In 2013 China became the world’s fastest-growing market for industrial robots, according to the International Federation of Robotics (IFR), an industry group for robot makers worldwide. In 2014 China bought more industrial robots than any other country – a quarter of the 225,000 robots that were sold last year. This year it will buy more. The shift from an agricultural economy to a capital-intensive machine economy is not unique to China, but it’s a shift that Western economies have had two centuries to accomplish. China is experiencing the change in little more than a generation.
The industrial robots that are changing China’s industrial economy forever are both sophisticated and simple. The machines built by leading manufacturers like ABB Robotics or Kuka of Germany are sophisticated in terms their advanced materials, their exquisitely-engineered gears and motors, and the capabilities of their computer control systems. But they are simple in concept: an industrial robot is no more than a machine capable of operating on a three-axis basis, usually a tool-bearing arm that is capable of being programmed and re-programmed. They lift, they drill, they polish, they weld, and often in circumstances that are unsuitable for humans. Robot makers work on the principle of the ‘Four Ds’ – work that is dangerous, or dirty, or delicate, or dull is the kind of work that robots are designed for, and that is where they are usually employed.
Today Japan is the country with more industrial robots than any other, followed by the US. But that won’t stay the case for long. By the end of this year China will have overtaken the US, and by 2017 China will have more robots installed and working than anywhere else (according to forecasts by the IFR). China won’t be anywhere near being the most heavily roboticized economy – that is something that is measured in ‘robot density’, the number of installed machines per 10,000 human workers, and Japan has by far the greatest robot density – but that only suggests the scale of what is to come in China.
And what, you may ask, about the workers? What will happen to the working class Chinese who will be displaced by this wave of automation of the world’s supposedly communist mega-economy? Chinese companies work on a back-of-the-envelope calculation that one industrial robot must do the work of three human workers for returns to justify investment.
The answer is nothing will happen, because those ‘displaced’ workers don’t actually exist. The biggest problem Chinese manufacturers face today is an acute labour shortage. Chinese manufacturing wages have been rising at 10% or more a year for the last decade – Chinese workers are now paid on average more than five times what their Vietnamese equivalents earn – but even so an ever-smaller fraction of the Chinese labour force is willing to spend 10 hours a day assembling mobile phones or Macbooks and sleeping in a company dormitory. According to the provincial authorities in the Pearl River Delta there is currently a shortage of almost a million factory workers, a gap which it is going to take an awful lot of robots to fill.

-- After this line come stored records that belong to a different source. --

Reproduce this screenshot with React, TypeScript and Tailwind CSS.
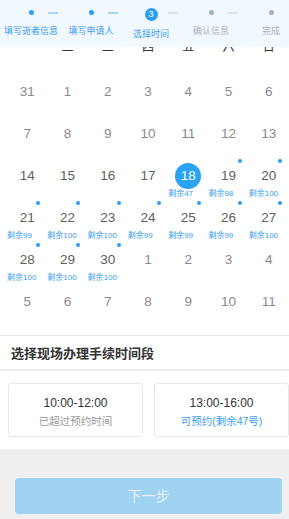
import React from 'react';

const FONT = { fontFamily: '"Liberation Sans", "Noto Sans CJK SC", sans-serif' };

type Day = { n: number; tone: 'past' | 'cur' | 'next'; left?: number; selected?: boolean };

const steps = [
	{ label: '填写逝者信息', state: 'done' },
	{ label: '填写申请人', state: 'done' },
	{ label: '选择时间', state: 'current' },
	{ label: '确认信息', state: 'todo' },
	{ label: '完成', state: 'todo' },
];

const week = ['一', '二', '三', '四', '五', '六', '日'];

const left: Record<number, number> = {
	18: 47, 19: 98, 20: 100, 21: 99, 22: 100, 23: 100, 24: 99, 25: 99, 26: 99, 27: 100, 28: 100, 29: 100, 30: 100,
};

const buildDays = (): Day[] => {
	const days: Day[] = [{ n: 31, tone: 'past' }];
	for (let i = 1; i <= 30; i++) {
		days.push({
			n: i,
			tone: i < 14 ? 'past' : 'cur',
			left: left[i],
			selected: i === 18,
		});
	}
	for (let i = 1; i <= 11; i++) days.push({ n: i, tone: 'next' });
	return days;
};

const StepBar = () => (
	<div className="absolute left-0 top-0 z-10 flex h-[47px] w-full overflow-hidden bg-[#f1f8fe] pl-[1px]">
		{steps.map((s, i) => (
			<div key={s.label} className="relative flex w-[60px] shrink-0 flex-col items-center">
				{s.state === 'current' ? (
					<div className="mt-[8px] flex h-[13px] w-[13px] items-center justify-center rounded-full bg-[#2a9ef2] text-[9px] leading-none text-white">
						3
					</div>
				) : (
					<div
						className={`mt-[10px] h-[5px] w-[5px] rounded-full ${s.state === 'done' ? 'bg-[#2a9ef2]' : 'bg-[#9db3c4]'}`}
					/>
				)}
				<div
					className={`whitespace-nowrap text-[9px] leading-[12px] ${s.state === 'current' ? 'mt-[7px]' : 'mt-[10px]'} ${s.state === 'todo' ? 'text-[#a9b4bd]' : 'text-[#3a9ef0]'}`}
				>
					{s.label}
				</div>
				{i < steps.length - 1 && (
					<div
						className={`absolute left-[47px] top-[12px] h-[1.5px] w-[10px] ${i < 2 ? 'bg-[#a8d3f5]' : 'bg-[#dde3e8]'}`}
					/>
				)}
			</div>
		))}
	</div>
);

const DayCell = ({ d }: { d: Day }) => {
	const color = d.tone === 'cur' ? 'text-[#606060]' : 'text-[#8a8a8a]';
	return (
		<div className="relative flex h-[42px] flex-col items-center pt-[10px]">
			{d.left !== undefined && !d.selected && (
				<span className="absolute left-[calc(50%+9px)] top-[3px] h-[4px] w-[4px] rounded-full bg-[#2a9ef2]" />
			)}
			<div className="relative flex h-[20px] items-center justify-center">
				{d.selected && (
					<span className="absolute left-1/2 top-1/2 h-[26px] w-[26px] -translate-x-1/2 -translate-y-1/2 rounded-full bg-[#2aa3f5]" />
				)}
				<span className={`relative text-[13.5px] leading-[20px] ${d.selected ? 'text-white' : color}`}>{d.n}</span>
			</div>
			{d.left !== undefined && (
				<div className="mt-[3px] self-start whitespace-nowrap text-[8px] leading-[10px] text-[#3a9ef0]">
					剩余{d.left}
				</div>
			)}
		</div>
	);
};

export default function App() {
	const days = buildDays();
	return (
		<div style={FONT} className="relative h-[519px] w-full overflow-hidden bg-white">
			<StepBar />
			<div className="pl-[7px] pt-[38px]">
				<div className="grid grid-cols-7">
					{week.map((w) => (
						<div key={w} className="text-center text-[12px] leading-[18px] text-[#333]">
							{w}
						</div>
					))}
				</div>
				<div className="mt-[16px] grid grid-cols-7 pb-[11px]">
					{days.map((d, i) => (
						<DayCell key={i} d={d} />
					))}
				</div>
			</div>
			<div className="h-[1px] bg-[#e6e6e6]" />
			<div className="flex h-[33px] items-center pl-[11px] pt-[2px] text-[13px] font-bold text-[#333]">
				选择现场办理手续时间段
			</div>
			<div className="h-[2px] bg-[#eeeeee]" />
			<div className="flex gap-[11px] pb-[12px] pl-[8px] pt-[12px]">
				<div className="flex h-[54px] w-[135px] shrink-0 flex-col items-center rounded-[3px] border border-[#e8e8e8] pt-[10px]">
					<div className="text-[12px] leading-[18px] text-[#333]">10:00-12:00</div>
					<div className="text-[10.5px] leading-[18px] text-[#999]">已超过预约时间</div>
				</div>
				<div className="flex h-[54px] w-[135px] shrink-0 flex-col items-center rounded-[3px] border border-[#e8e8e8] pt-[10px]">
					<div className="text-[12px] leading-[18px] text-[#333]">13:00-16:00</div>
					<div className="text-[10.5px] leading-[18px] text-[#3a9ef0]">可预约(剩余47号)</div>
				</div>
			</div>
			<div className="h-full bg-[#efefef] px-[15px] pt-[29px]">
				<button className="flex h-[36px] w-[267px] items-center justify-center rounded-[4px] bg-[#a0d2f2] text-[14px] text-[#e4f2fc]">
					下一步
				</button>
			</div>
		</div>
	);
}
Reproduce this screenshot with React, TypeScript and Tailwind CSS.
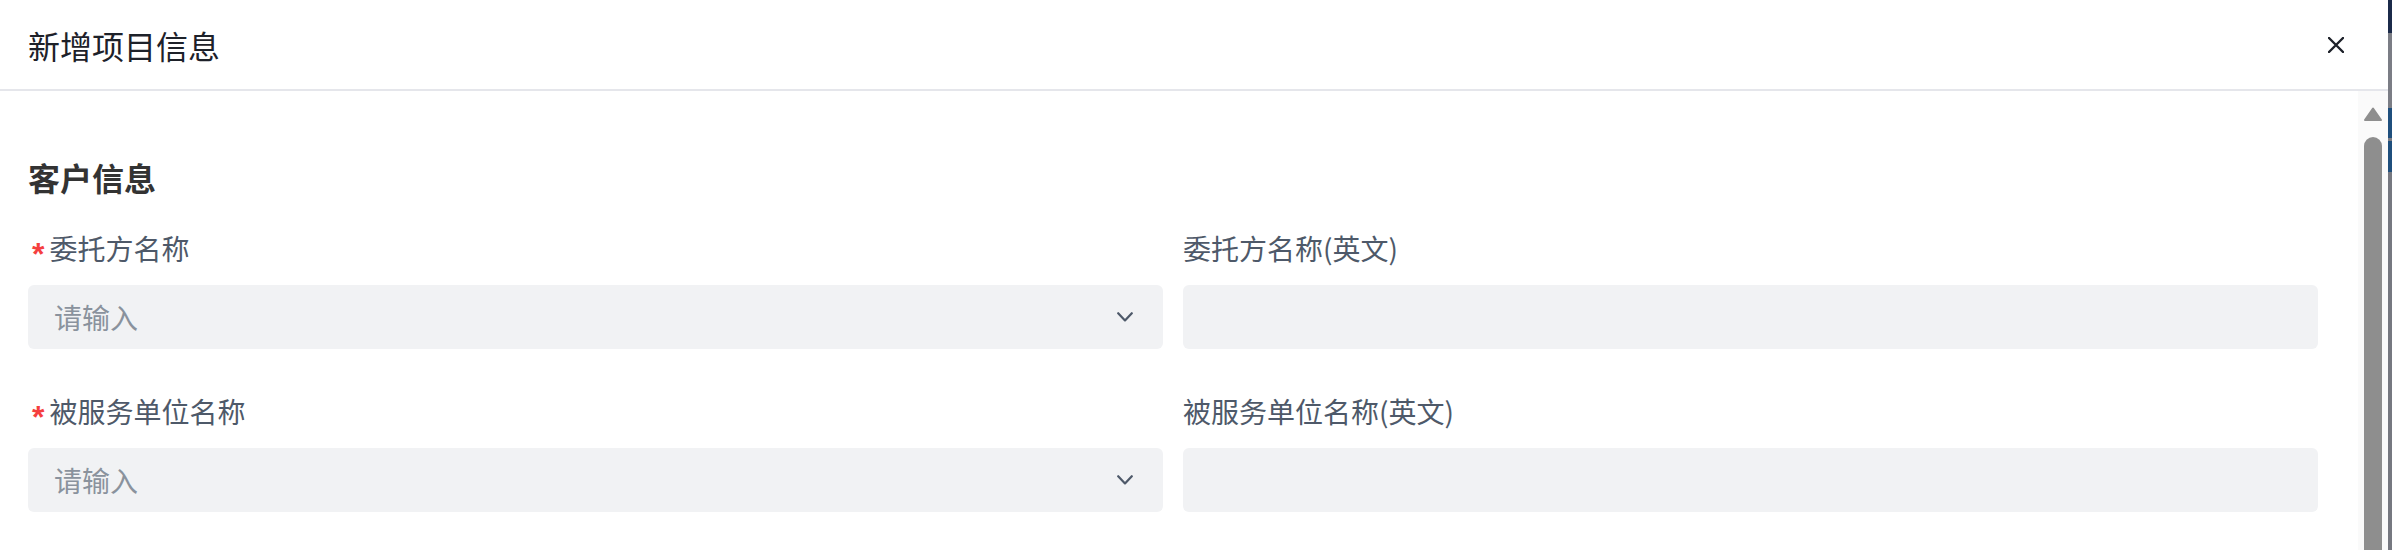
const font = { fontFamily: '"Noto Sans CJK SC", "Noto Sans", sans-serif' };

function Field({
  label,
  required,
  placeholder,
  select,
}: {
  label: string;
  required?: boolean;
  placeholder?: string;
  select?: boolean;
}) {
  return (
    <div className="flex flex-col">
      <div className="flex items-center text-[28px] leading-[28px] text-[#4e5969] mb-[23px]">
        {required && (
          <span
            className="relative top-[6px] text-[#f53f3f] text-[32px] font-bold leading-[28px] mr-[5px] pl-[4px]"
            style={{ fontFamily: '"Liberation Sans", sans-serif' }}
          >
            *
          </span>
        )}
        {label}
      </div>
      <div className="h-[64px] rounded-[6px] bg-[#f1f2f4] flex items-center pl-[26px] pr-[30px]">
        <span className="flex-1 text-[28px] text-[#8a929d]">{placeholder}</span>
        {select && (
          <svg width="16" height="10" viewBox="0 0 16 10" className="text-[#4e5969]">
            <path
              d="M1.2 1.2L8 8.4L14.8 1.2"
              fill="none"
              stroke="currentColor"
              strokeWidth="2.2"
              strokeLinecap="round"
              strokeLinejoin="round"
            />
          </svg>
        )}
      </div>
    </div>
  );
}

export default function App() {
  return (
    <div className="flex w-[2392px] h-[550px] overflow-hidden bg-white" style={font}>
      <div className="flex flex-col w-[2388px] h-full">
        <div className="h-[91px] shrink-0 flex items-center justify-between pl-[28px] pr-[44px] border-b-2 border-[#e5e6eb]">
          <h1 className="text-[32px] leading-[32px] text-[#1d2129]">新增项目信息</h1>
          <svg width="16" height="16" viewBox="0 0 16 16" className="text-[#1d2129]">
            <path d="M1 1L15 15M15 1L1 15" stroke="currentColor" strokeWidth="2.4" strokeLinecap="round" />
          </svg>
        </div>
        <div className="flex flex-1 min-h-0">
          <div className="flex-1 pl-[28px] pr-[40px] pt-[70px]">
            <h2 className="text-[32px] leading-[32px] font-bold text-[#333333] mb-[41px]">客户信息</h2>
            <div className="grid grid-cols-2 gap-x-[20px] gap-y-[48px]">
              <Field label="委托方名称" required placeholder="请输入" select />
              <Field label="委托方名称(英文)" />
              <Field label="被服务单位名称" required placeholder="请输入" select />
              <Field label="被服务单位名称(英文)" />
            </div>
          </div>
          {/* scrollbar */}
          <div className="w-[30px] shrink-0 bg-[#fafafa] flex flex-col items-center pt-[16px]">
            <svg width="18" height="14" viewBox="0 0 18 14">
              <path d="M9 1.5L17 13H1Z" fill="#8e8e8e" stroke="#8e8e8e" strokeLinejoin="round" strokeWidth="2" />
            </svg>
            <div className="mt-[16px] w-[18px] flex-1 rounded-t-[9px] bg-[#8e8e8e]" />
          </div>
        </div>
      </div>
      <div className="w-[4px] flex flex-col">
        <div className="h-[33px] bg-[#1b2a4a]" />
        <div className="h-[75px] bg-[#7b7d85]" />
        <div className="h-[30px] bg-[#1f4f7d]" />
        <div className="h-[3px] bg-[#7b7d85]" />
        <div className="h-[31px] bg-[#1f4f7d]" />
        <div className="flex-1 bg-[#767880]" />
      </div>
    </div>
  );
}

And a lot of robots is exactly what China’s high-tech manufacturers plan to buy. A million human jobs corresponds roughly to the work that will be done by all the robots that China will install over the next five years. For the time being the world’s ‘Big Four’ robot makers (that is ABB Robotics, Kuka of Germany, plus Yaskawa and Fanuc of Japan) will be happy to fill the Chinese robot gap with their costly, high-quality and very profitable products. But that too will change: China already has over 400 companies producing some kinds of robots, some of them direct competitors with the established Big Four makers who are already being forced to cut prices on some products. Although the IFR says that China’s own robotics companies still concentrate on low-cost, low-quality products aimed at manufacturers who serve the domestic market, everything about the history of Chinese manufacturing suggests they won’t stay at the bottom of the market for long. Chinese motorcycles, cars and construction machinery are already challenging the middle market, while Chinese computers are at the leading edge of the industry. The robots are next.
Today China is experiencing the latter phase of globalisation. A society that was chronically impoverished has undergone the transformation of industrialisation in accelerated and compressed form, with all the trauma that implies. The Chinese who have emerged from that history have very different hopes and expectations to those of a generation back – their dreams extend far beyond a life on the production line. They are leaving that to the machines.
What other effects this transformation may have on China, its people and its government are hard to predict. But these are deep, even revolutionary changes, and the effects may be revolutionary too.